* EXERCISE *
Quote all of the data that follows exactly as written, skipping the images.

-- start --

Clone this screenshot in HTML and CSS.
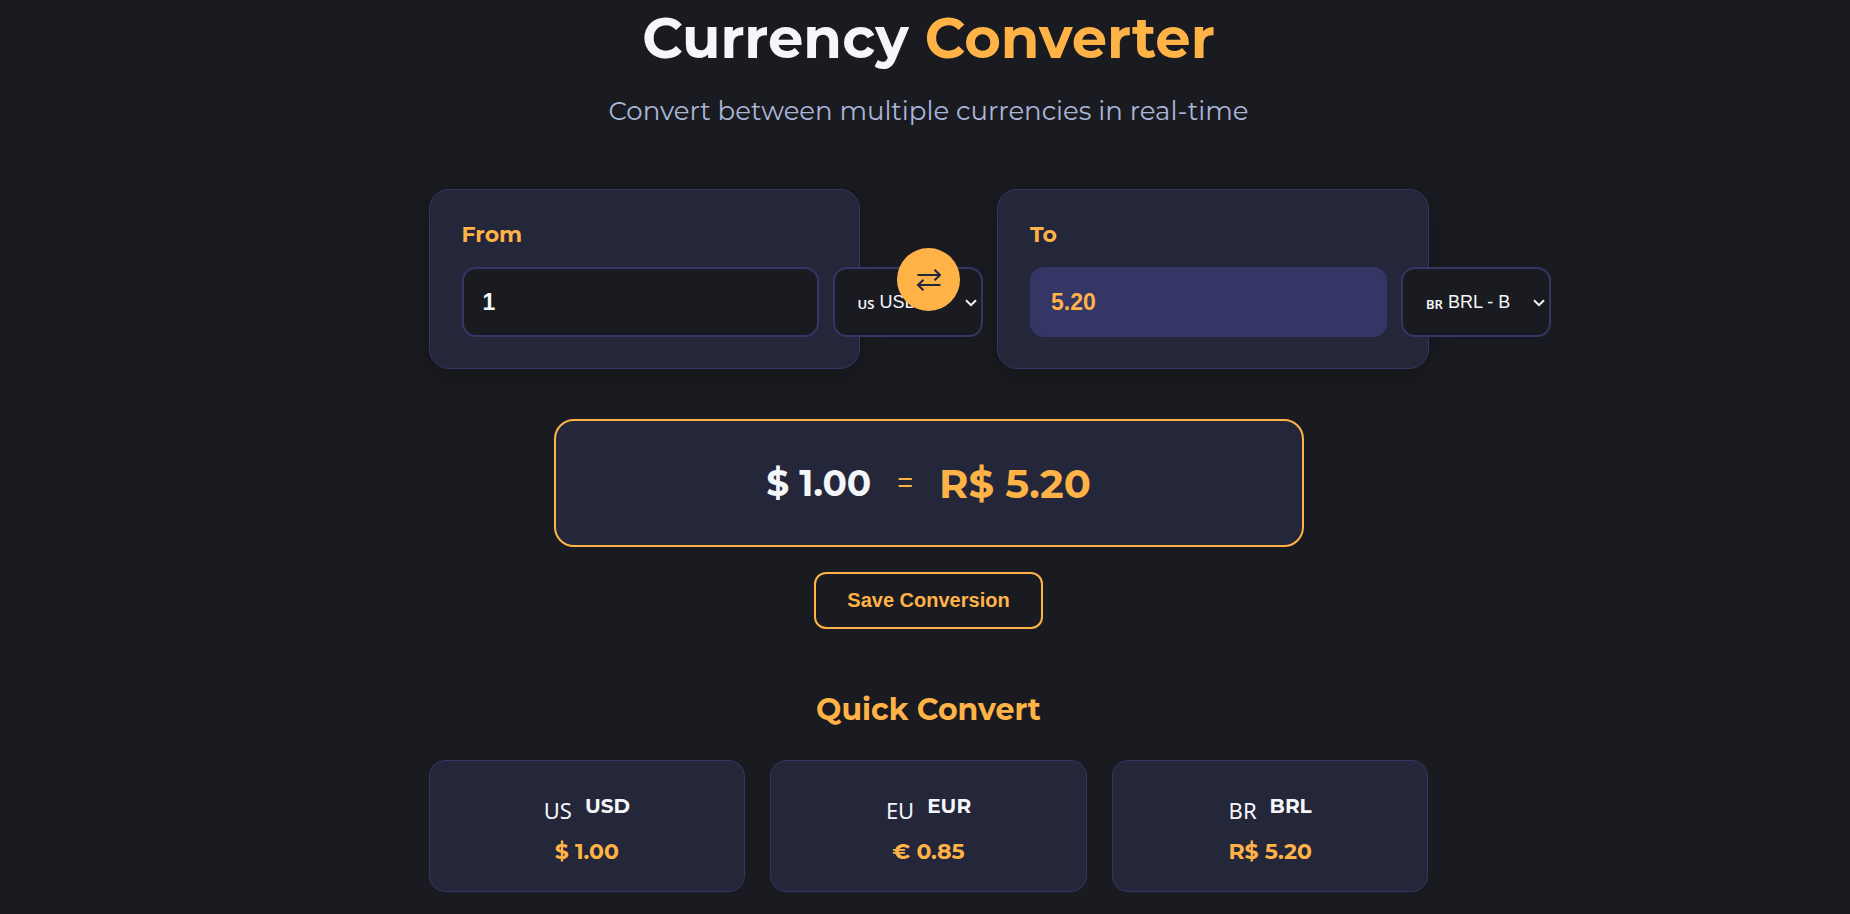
FILE: index.html
```html
<!DOCTYPE html>
<html lang="en">
<head>
<meta charset="utf-8">
<title>Currency Converter</title>
<link rel="stylesheet" href="styles.css">
</head>
<body>
<main class="page">
  <header class="header">
    <h1 class="title">Currency <span class="accent">Converter</span></h1>
    <p class="subtitle">Convert between multiple currencies in real-time</p>
  </header>

  <section class="converter" aria-label="Converter">
    <div class="card">
      <label class="card-label" for="from-amount">From</label>
      <div class="fields">
        <input class="amount" id="from-amount" type="text" inputmode="decimal" value="1">
        <div class="picker">
          <select class="currency" aria-label="From currency">
            <option>USD - US Dollar</option>
            <option>EUR - Euro</option>
            <option>BRL - Brazilian Real</option>
          </select>
          <span class="picker-flag">US</span>
          <svg class="chevron" viewBox="0 0 12 8" fill="none" stroke="currentColor" stroke-width="2" aria-hidden="true"><path d="M1 1.2L6 6.2L11 1.2"/></svg>
        </div>
      </div>
    </div>
    <button class="swap" type="button" aria-label="Swap currencies">
      <svg class="swap-icon" viewBox="0 0 24 24" fill="none" stroke="currentColor" stroke-width="2">
        <path d="M0.5 7H23M17.5 1.8L23 7L17.5 12.2M23.5 17H1M6.5 11.8L1 17L6.5 22.2"/>
      </svg>
    </button>
    <div class="card">
      <label class="card-label" for="to-amount">To</label>
      <div class="fields">
        <input class="amount amount-result" id="to-amount" type="text" value="5.20" readonly>
        <div class="picker">
          <select class="currency" aria-label="To currency">
            <option>BRL - Brazilian Real</option>
            <option>USD - US Dollar</option>
            <option>EUR - Euro</option>
          </select>
          <span class="picker-flag">BR</span>
          <svg class="chevron" viewBox="0 0 12 8" fill="none" stroke="currentColor" stroke-width="2" aria-hidden="true"><path d="M1 1.2L6 6.2L11 1.2"/></svg>
        </div>
      </div>
    </div>
  </section>

  <section class="result" aria-label="Result">
    <span class="result-from">$ 1.00</span>
    <span class="result-equals">=</span>
    <span class="result-to">R$ 5.20</span>
  </section>
  <button class="save" type="button">Save Conversion</button>

  <section class="quick">
    <h2 class="quick-title">Quick Convert</h2>
    <div class="quick-grid">
      <article class="quick-card">
        <div class="quick-head"><span class="flag">US</span><span class="code">USD</span></div>
        <div class="price">$ 1.00</div>
      </article>
      <article class="quick-card">
        <div class="quick-head"><span class="flag">EU</span><span class="code">EUR</span></div>
        <div class="price">€ 0.85</div>
      </article>
      <article class="quick-card">
        <div class="quick-head"><span class="flag">BR</span><span class="code">BRL</span></div>
        <div class="price">R$ 5.20</div>
      </article>
    </div>
  </section>
</main>
</body>
</html>
```
FILE: styles.css
```css
:root {
  --bg: #1a1b20;
  --card: #24263a;
  --line: #353665;
  --accent: #ffb347;
  --text: #f5f6fa;
  --muted: #a9b6d8;
}

* {
  box-sizing: border-box;
}

body {
  margin: 0;
  padding-left: 7px;
  background: var(--bg);
  color: var(--text);
  font-family: Montserrat, Inter, sans-serif;
  overflow: hidden;
}

.page {
  max-width: 1000px;
  margin: 0 auto;
  padding-bottom: 23px;
}

.header {
  padding-top: 4px;
  text-align: center;
}

.title {
  margin: 0;
  font-size: 56px;
  font-weight: 700;
  line-height: 68px;
}

.accent {
  color: var(--accent);
}

.subtitle {
  margin: 21px 0 0;
  color: var(--muted);
  font-size: 26px;
  font-weight: 400;
  line-height: 36px;
}

.converter {
  display: grid;
  grid-template-columns: minmax(0, 1fr) 65px minmax(0, 1fr);
  gap: 36px;
  margin-top: 60px;
}

.card {
  padding: 32px 32px 31px;
  background: var(--card);
  border: 1px solid var(--line);
  border-radius: 20px;
  box-shadow: 0 8px 32px rgba(0, 0, 0, 0.2);
}

.card-label {
  display: block;
  margin-bottom: 19px;
  color: var(--accent);
  font-size: 22px;
  font-weight: 700;
  line-height: 26px;
}

.fields {
  display: flex;
  gap: 14px;
}

.amount,
.currency {
  height: 70px;
  padding: 0 19px;
  background: var(--bg);
  border: 2px solid var(--line);
  border-radius: 14px;
  color: var(--text);
  font-family: "Liberation Sans", Arial, sans-serif;
}

.amount {
  flex: 1 0 357px;
  width: 357px;
  font-size: 23px;
  font-weight: 700;
}

.amount-result {
  background: var(--line);
  color: var(--accent);
}

.picker {
  position: relative;
  flex: none;
  width: 150px;
}

.currency {
  width: 100%;
  padding: 0 39px 0 45px;
  appearance: none;
  font-size: 18px;
}

.picker-flag {
  position: absolute;
  top: 28px;
  left: 25px;
  font-family: "Noto Sans", sans-serif;
  font-size: 13px;
  font-weight: 600;
  line-height: 18px;
  pointer-events: none;
}

.chevron {
  position: absolute;
  top: 32px;
  right: 6px;
  width: 12px;
  height: 8px;
  pointer-events: none;
}

.swap {
  position: relative;
  z-index: 1;
  display: flex;
  align-items: center;
  justify-content: center;
  justify-self: center;
  width: 63px;
  height: 63px;
  margin-top: 59px;
  padding: 0;
  background: var(--accent);
  border: 0;
  border-radius: 50%;
  color: var(--card);
}

.swap-icon {
  width: 24px;
  height: 24px;
}

.result {
  display: flex;
  align-items: center;
  justify-content: center;
  gap: 26px;
  max-width: 750px;
  min-height: 128px;
  margin: 50px auto 0;
  background: var(--card);
  border: 2px solid var(--accent);
  border-radius: 20px;
}

.result-from {
  font-size: 36px;
  font-weight: 700;
}

.result-equals {
  color: var(--accent);
  font-family: "Liberation Sans", Arial, sans-serif;
  font-size: 27px;
}

.result-to {
  color: var(--accent);
  font-size: 40px;
  font-weight: 700;
}

.save {
  display: block;
  margin: 25px auto 0;
  padding: 15px 31px;
  background: transparent;
  border: 2px solid var(--accent);
  border-radius: 12px;
  color: var(--accent);
  font-family: "Liberation Sans", Arial, sans-serif;
  font-size: 20px;
  font-weight: 700;
}

.quick {
  margin-top: 61px;
}

.quick-title {
  margin: 0 0 30px;
  color: var(--accent);
  font-size: 30px;
  font-weight: 700;
  line-height: 40px;
  text-align: center;
}

.quick-grid {
  display: grid;
  grid-template-columns: repeat(3, 1fr);
  gap: 25px;
}

.quick-card {
  padding: 30px 24px 24px;
  background: var(--card);
  border: 1px solid var(--line);
  border-radius: 16px;
  text-align: center;
}

.quick-head {
  display: flex;
  justify-content: center;
  gap: 13px;
}

.flag {
  font-family: "Noto Sans", sans-serif;
  font-size: 22px;
  line-height: 38px;
}

.code {
  font-size: 20px;
  font-weight: 700;
  line-height: 30px;
}

.price {
  margin-top: 8px;
  color: var(--accent);
  font-size: 22px;
  font-weight: 700;
  line-height: 30px;
}
```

-- end --

* FINAL ANSWER *
Clone this screenshot in HTML and CSS.
FILE: index.html
```html
<!DOCTYPE html>
<html lang="en">
<head>
<meta charset="utf-8">
<title>Currency Converter</title>
<link rel="stylesheet" href="styles.css">
</head>
<body>
<main class="page">
  <header class="header">
    <h1 class="title">Currency <span class="accent">Converter</span></h1>
    <p class="subtitle">Convert between multiple currencies in real-time</p>
  </header>

  <section class="converter" aria-label="Converter">
    <div class="card">
      <label class="card-label" for="from-amount">From</label>
      <div class="fields">
        <input class="amount" id="from-amount" type="text" inputmode="decimal" value="1">
        <div class="picker">
          <select class="currency" aria-label="From currency">
            <option>USD - US Dollar</option>
            <option>EUR - Euro</option>
            <option>BRL - Brazilian Real</option>
          </select>
          <span class="picker-flag">US</span>
          <svg class="chevron" viewBox="0 0 12 8" fill="none" stroke="currentColor" stroke-width="2" aria-hidden="true"><path d="M1 1.2L6 6.2L11 1.2"/></svg>
        </div>
      </div>
    </div>
    <button class="swap" type="button" aria-label="Swap currencies">
      <svg class="swap-icon" viewBox="0 0 24 24" fill="none" stroke="currentColor" stroke-width="2">
        <path d="M0.5 7H23M17.5 1.8L23 7L17.5 12.2M23.5 17H1M6.5 11.8L1 17L6.5 22.2"/>
      </svg>
    </button>
    <div class="card">
      <label class="card-label" for="to-amount">To</label>
      <div class="fields">
        <input class="amount amount-result" id="to-amount" type="text" value="5.20" readonly>
        <div class="picker">
          <select class="currency" aria-label="To currency">
            <option>BRL - Brazilian Real</option>
            <option>USD - US Dollar</option>
            <option>EUR - Euro</option>
          </select>
          <span class="picker-flag">BR</span>
          <svg class="chevron" viewBox="0 0 12 8" fill="none" stroke="currentColor" stroke-width="2" aria-hidden="true"><path d="M1 1.2L6 6.2L11 1.2"/></svg>
        </div>
      </div>
    </div>
  </section>

  <section class="result" aria-label="Result">
    <span class="result-from">$ 1.00</span>
    <span class="result-equals">=</span>
    <span class="result-to">R$ 5.20</span>
  </section>
  <button class="save" type="button">Save Conversion</button>

  <section class="quick">
    <h2 class="quick-title">Quick Convert</h2>
    <div class="quick-grid">
      <article class="quick-card">
        <div class="quick-head"><span class="flag">US</span><span class="code">USD</span></div>
        <div class="price">$ 1.00</div>
      </article>
      <article class="quick-card">
        <div class="quick-head"><span class="flag">EU</span><span class="code">EUR</span></div>
        <div class="price">€ 0.85</div>
      </article>
      <article class="quick-card">
        <div class="quick-head"><span class="flag">BR</span><span class="code">BRL</span></div>
        <div class="price">R$ 5.20</div>
      </article>
    </div>
  </section>
</main>
</body>
</html>
```
FILE: styles.css
```css
:root {
  --bg: #1a1b20;
  --card: #24263a;
  --line: #353665;
  --accent: #ffb347;
  --text: #f5f6fa;
  --muted: #a9b6d8;
}

* {
  box-sizing: border-box;
}

body {
  margin: 0;
  padding-left: 7px;
  background: var(--bg);
  color: var(--text);
  font-family: Montserrat, Inter, sans-serif;
  overflow: hidden;
}

.page {
  max-width: 1000px;
  margin: 0 auto;
  padding-bottom: 23px;
}

.header {
  padding-top: 4px;
  text-align: center;
}

.title {
  margin: 0;
  font-size: 56px;
  font-weight: 700;
  line-height: 68px;
}

.accent {
  color: var(--accent);
}

.subtitle {
  margin: 21px 0 0;
  color: var(--muted);
  font-size: 26px;
  font-weight: 400;
  line-height: 36px;
}

.converter {
  display: grid;
  grid-template-columns: minmax(0, 1fr) 65px minmax(0, 1fr);
  gap: 36px;
  margin-top: 60px;
}

.card {
  padding: 32px 32px 31px;
  background: var(--card);
  border: 1px solid var(--line);
  border-radius: 20px;
  box-shadow: 0 8px 32px rgba(0, 0, 0, 0.2);
}

.card-label {
  display: block;
  margin-bottom: 19px;
  color: var(--accent);
  font-size: 22px;
  font-weight: 700;
  line-height: 26px;
}

.fields {
  display: flex;
  gap: 14px;
}

.amount,
.currency {
  height: 70px;
  padding: 0 19px;
  background: var(--bg);
  border: 2px solid var(--line);
  border-radius: 14px;
  color: var(--text);
  font-family: "Liberation Sans", Arial, sans-serif;
}

.amount {
  flex: 1 0 357px;
  width: 357px;
  font-size: 23px;
  font-weight: 700;
}

.amount-result {
  background: var(--line);
  color: var(--accent);
}

.picker {
  position: relative;
  flex: none;
  width: 150px;
}

.currency {
  width: 100%;
  padding: 0 39px 0 45px;
  appearance: none;
  font-size: 18px;
}

.picker-flag {
  position: absolute;
  top: 28px;
  left: 25px;
  font-family: "Noto Sans", sans-serif;
  font-size: 13px;
  font-weight: 600;
  line-height: 18px;
  pointer-events: none;
}

.chevron {
  position: absolute;
  top: 32px;
  right: 6px;
  width: 12px;
  height: 8px;
  pointer-events: none;
}

.swap {
  position: relative;
  z-index: 1;
  display: flex;
  align-items: center;
  justify-content: center;
  justify-self: center;
  width: 63px;
  height: 63px;
  margin-top: 59px;
  padding: 0;
  background: var(--accent);
  border: 0;
  border-radius: 50%;
  color: var(--card);
}

.swap-icon {
  width: 24px;
  height: 24px;
}

.result {
  display: flex;
  align-items: center;
  justify-content: center;
  gap: 26px;
  max-width: 750px;
  min-height: 128px;
  margin: 50px auto 0;
  background: var(--card);
  border: 2px solid var(--accent);
  border-radius: 20px;
}

.result-from {
  font-size: 36px;
  font-weight: 700;
}

.result-equals {
  color: var(--accent);
  font-family: "Liberation Sans", Arial, sans-serif;
  font-size: 27px;
}

.result-to {
  color: var(--accent);
  font-size: 40px;
  font-weight: 700;
}

.save {
  display: block;
  margin: 25px auto 0;
  padding: 15px 31px;
  background: transparent;
  border: 2px solid var(--accent);
  border-radius: 12px;
  color: var(--accent);
  font-family: "Liberation Sans", Arial, sans-serif;
  font-size: 20px;
  font-weight: 700;
}

.quick {
  margin-top: 61px;
}

.quick-title {
  margin: 0 0 30px;
  color: var(--accent);
  font-size: 30px;
  font-weight: 700;
  line-height: 40px;
  text-align: center;
}

.quick-grid {
  display: grid;
  grid-template-columns: repeat(3, 1fr);
  gap: 25px;
}

.quick-card {
  padding: 30px 24px 24px;
  background: var(--card);
  border: 1px solid var(--line);
  border-radius: 16px;
  text-align: center;
}

.quick-head {
  display: flex;
  justify-content: center;
  gap: 13px;
}

.flag {
  font-family: "Noto Sans", sans-serif;
  font-size: 22px;
  line-height: 38px;
}

.code {
  font-size: 20px;
  font-weight: 700;
  line-height: 30px;
}

.price {
  margin-top: 8px;
  color: var(--accent);
  font-size: 22px;
  font-weight: 700;
  line-height: 30px;
}
```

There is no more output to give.